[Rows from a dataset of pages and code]
=====

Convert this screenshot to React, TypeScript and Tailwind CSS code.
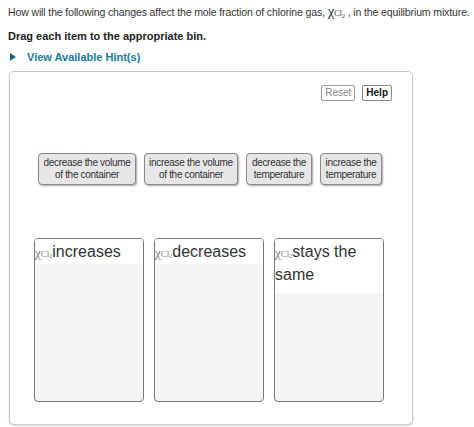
import React from "react";

function Chi({ big = false }: { big?: boolean }) {
  if (big) {
    return (
      <span className="font-['Liberation_Serif',serif] text-[#333] tracking-normal">
        <span className="text-[15px]">χ</span>
        <span className="text-[8px]">Cl</span>
        <span className="text-[6px] relative top-[2px]">2</span>
      </span>
    );
  }
  return (
    <span className="font-['Liberation_Serif',serif] text-[#777] tracking-normal">
      <span className="text-[13px]">χ</span>
      <span className="text-[9px]">Cl</span>
      <span className="text-[6px] relative top-[1px]">2</span>
    </span>
  );
}

const items = [
  { a: "decrease the volume", b: "of the container", w: "w-[98px]" },
  { a: "increase the volume", b: "of the container", w: "w-[94px]" },
  { a: "decrease the", b: "temperature", w: "w-[66px]" },
  { a: "increase the", b: "temperature", w: "w-[62px]" },
];

const bins = [
  { t: "increases", h: "h-[25px]" },
  { t: "decreases", h: "h-[25px]" },
  { t: "stays the same", h: "h-[54px]" },
];

export default function App() {
  return (
    <div className="w-[474px] h-[427px] bg-white overflow-hidden font-['Liberation_Sans',Arial,sans-serif] text-[#333]">
      <div className="pl-[8px] pt-[3px]">
        <p className="text-[10.5px] leading-[16px] tracking-[-0.12px] whitespace-nowrap">
          How will the following changes affect the mole fraction of chlorine gas, <Chi big /> , in the equilibrium mixture.
        </p>
        <p className="mt-[7px] text-[11px] leading-[14px] font-bold text-[#222]">
          Drag each item to the appropriate bin.
        </p>
        <div className="mt-[7px] flex items-center text-[11px] leading-[14px] font-bold text-[#1a7a9c]">
          <svg width="6" height="8" viewBox="0 0 6 8" className="ml-[2px] mr-[11px]">
            <path d="M0 0 L6 4 L0 8 Z" fill="#1f5f80" />
          </svg>
          <span>View Available Hint(s)</span>
        </div>
      </div>
      <div className="ml-[9px] mt-[7px] w-[404px] h-[354px] rounded-[5px] border border-[#c8c8c8] shadow-[0_1px_2px_rgba(0,0,0,0.15)] bg-white">
        <div className="flex justify-end gap-[7px] pt-[13px] pr-[20px]">
          <button className="h-[16px] px-[3px] rounded-[2px] border border-[#999] text-[10px] leading-[14px] text-[#888] bg-white">
            Reset
          </button>
          <button className="h-[16px] px-[3px] rounded-[2px] border border-[#888] text-[10px] leading-[14px] font-bold text-[#111] bg-white">
            Help
          </button>
        </div>
        <div className="flex gap-[8px] pl-[28px] mt-[52px]">
          {items.map((it) => (
            <div
              key={it.a + it.b}
              className={`${it.w} h-[32px] flex flex-col items-center justify-center text-center rounded-[4px] border border-[#8a8a8a] bg-[#e6e6e6] shadow-[1px_1px_2px_rgba(0,0,0,0.35)] text-[10px] leading-[12px] tracking-[-0.3px] text-[#333] whitespace-nowrap`}
            >
              <span>{it.a}</span>
              <span>{it.b}</span>
            </div>
          ))}
        </div>
        <div className="flex gap-[10px] pl-[24px] mt-[53px]">
          {bins.map((b) => (
            <div
              key={b.t}
              className="w-[110px] h-[164px] rounded-[4px] border border-[#777] bg-[#f4f4f6] flex flex-col overflow-hidden"
            >
              <div className={`${b.h} bg-white text-[16px] leading-[19px] text-[#333] pt-[3px]`}>
                <Chi />
                {b.t}
              </div>
            </div>
          ))}
        </div>
      </div>
    </div>
  );
}
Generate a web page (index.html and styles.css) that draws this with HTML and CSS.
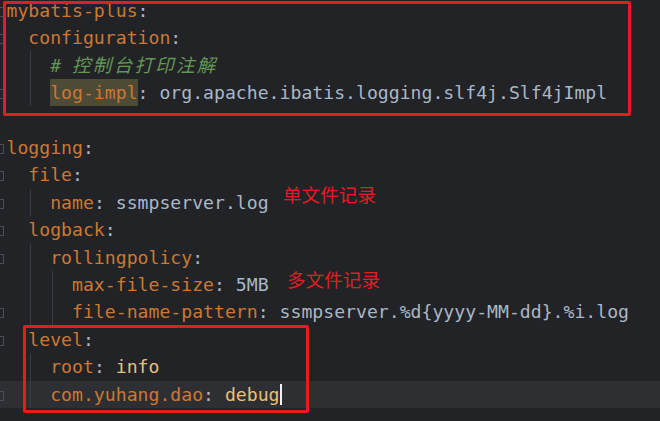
FILE: index.html
```html
<!DOCTYPE html>
<html lang="zh-CN">
<head>
    <meta charset="UTF-8">
    <title>application.yml</title>
    <link rel="stylesheet" href="styles.css">
</head>
<body>
    <div class="editor">
        <div class="line fold"><span class="k">mybatis-plus</span><span class="p">:</span></div>
        <div class="line fold">  <span class="k">configuration</span><span class="p">:</span></div>
        <div class="line g1">    <span class="c"># <span class="cjk">控制台打印注解</span></span></div>
        <div class="line fold g1">    <span class="k hl">log-impl</span><span class="p">:</span> <span class="v">org.apache.ibatis.logging.slf4j.Slf4jImpl</span></div>
        <div class="line"> </div>
        <div class="line fold"><span class="k">logging</span><span class="p">:</span></div>
        <div class="line fold">  <span class="k">file</span><span class="p">:</span></div>
        <div class="line fold g1">    <span class="k">name</span><span class="p">:</span> <span class="v">ssmpserver.log</span></div>
        <div class="line fold">  <span class="k">logback</span><span class="p">:</span></div>
        <div class="line fold g1">    <span class="k">rollingpolicy</span><span class="p">:</span></div>
        <div class="line g2">      <span class="k">max-file-size</span><span class="p">:</span> <span class="v">5MB</span></div>
        <div class="line fold g2">      <span class="k">file-name-pattern</span><span class="p">:</span> <span class="v">ssmpserver.%d{yyyy-MM-dd}.%i.log</span></div>
        <div class="line fold">  <span class="k">level</span><span class="p">:</span></div>
        <div class="line g1">    <span class="k">root</span><span class="p">:</span> <span class="e">info</span></div>
        <div class="line fold g1 current">    <span class="k">com.yuhang.dao</span><span class="p">:</span> <span class="e">debug</span><span class="caret"></span></div>
        <div class="line"> </div>

        <!-- marcas rojas sobre la captura -->
        <div class="mark mark-top"></div>
        <div class="mark mark-level"></div>
        <div class="note note-single">单文件记录</div>
        <div class="note note-multi">多文件记录</div>
    </div>
</body>
</html>
```

FILE: styles.css
```css
:root {
    --bg: #222326;
    --current: #2e2f33;
    --key: #cc7832;
    --val: #a9b7c6;
    --enum: #e6c07b;
    --comment: #629755;
    --guide: #393b40;
    --red: #e51c24;
}

* {
    margin: 0;
    padding: 0;
    box-sizing: border-box;
}

html, body {
    height: 100%;
}

body {
    background: var(--bg);
    overflow: hidden;
}

.editor {
    position: relative;
    margin-top: -3.4px;
    font-family: "DejaVu Sans Mono", "Liberation Mono", monospace;
    font-size: 18.15px;
    line-height: 27.45px;
    color: var(--val);
}

.line {
    white-space: pre;
    height: 27.45px;
}

/* hueco del margen con los marcadores de plegado */
.line::before {
    content: "";
    display: inline-block;
    width: 3px;
    height: 8px;
    margin-right: 2.5px;
    border: 1px solid transparent;
    border-left: 0;
    vertical-align: middle;
}

.fold::before {
    border-color: #4b4e54;
}

/* guías de indentación */
.g1 {
    background: linear-gradient(var(--guide), var(--guide)) no-repeat 29.5px 0 / 1px 100%;
}

.g2 {
    background:
        linear-gradient(var(--guide), var(--guide)) no-repeat 29.5px 0 / 1px 100%,
        linear-gradient(var(--guide), var(--guide)) no-repeat 51.5px 0 / 1px 100%;
}

.current {
    background-color: var(--current);
}

.k { color: var(--key); }
.p { color: var(--val); }
.v { color: var(--val); }
.e { color: var(--enum); }

.c {
    color: var(--comment);
    font-style: italic;
}

.cjk {
    font-family: "Noto Sans CJK SC", sans-serif;
    font-size: 18.5px;
    letter-spacing: 2.3px;
}

.hl {
    background: #4d4a35;
    padding: 3.2px 0;
}

.caret {
    display: inline-block;
    width: 2px;
    height: 21px;
    background: #f2f2f2;
    vertical-align: middle;
    margin-top: -3px;
}

/* recuadros y notas rojas */
.mark {
    position: absolute;
    border: 3.5px solid var(--red);
    border-radius: 2px;
}

.mark-top {
    left: 3px;
    top: 4.4px;
    width: 628px;
    height: 115px;
}

.mark-level {
    left: 23px;
    top: 328.4px;
    width: 286px;
    height: 88px;
}

.note {
    position: absolute;
    font-family: "Noto Sans CJK SC", sans-serif;
    font-size: 18.6px;
    line-height: 1;
    color: var(--red);
}

.note-single {
    left: 283px;
    top: 188px;
}

.note-multi {
    left: 287px;
    top: 273px;
}
```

=====

● **What to work on**:
Find every line in the records that has the string "React", then state how many there are and nothing else.

● **Task answer**:
2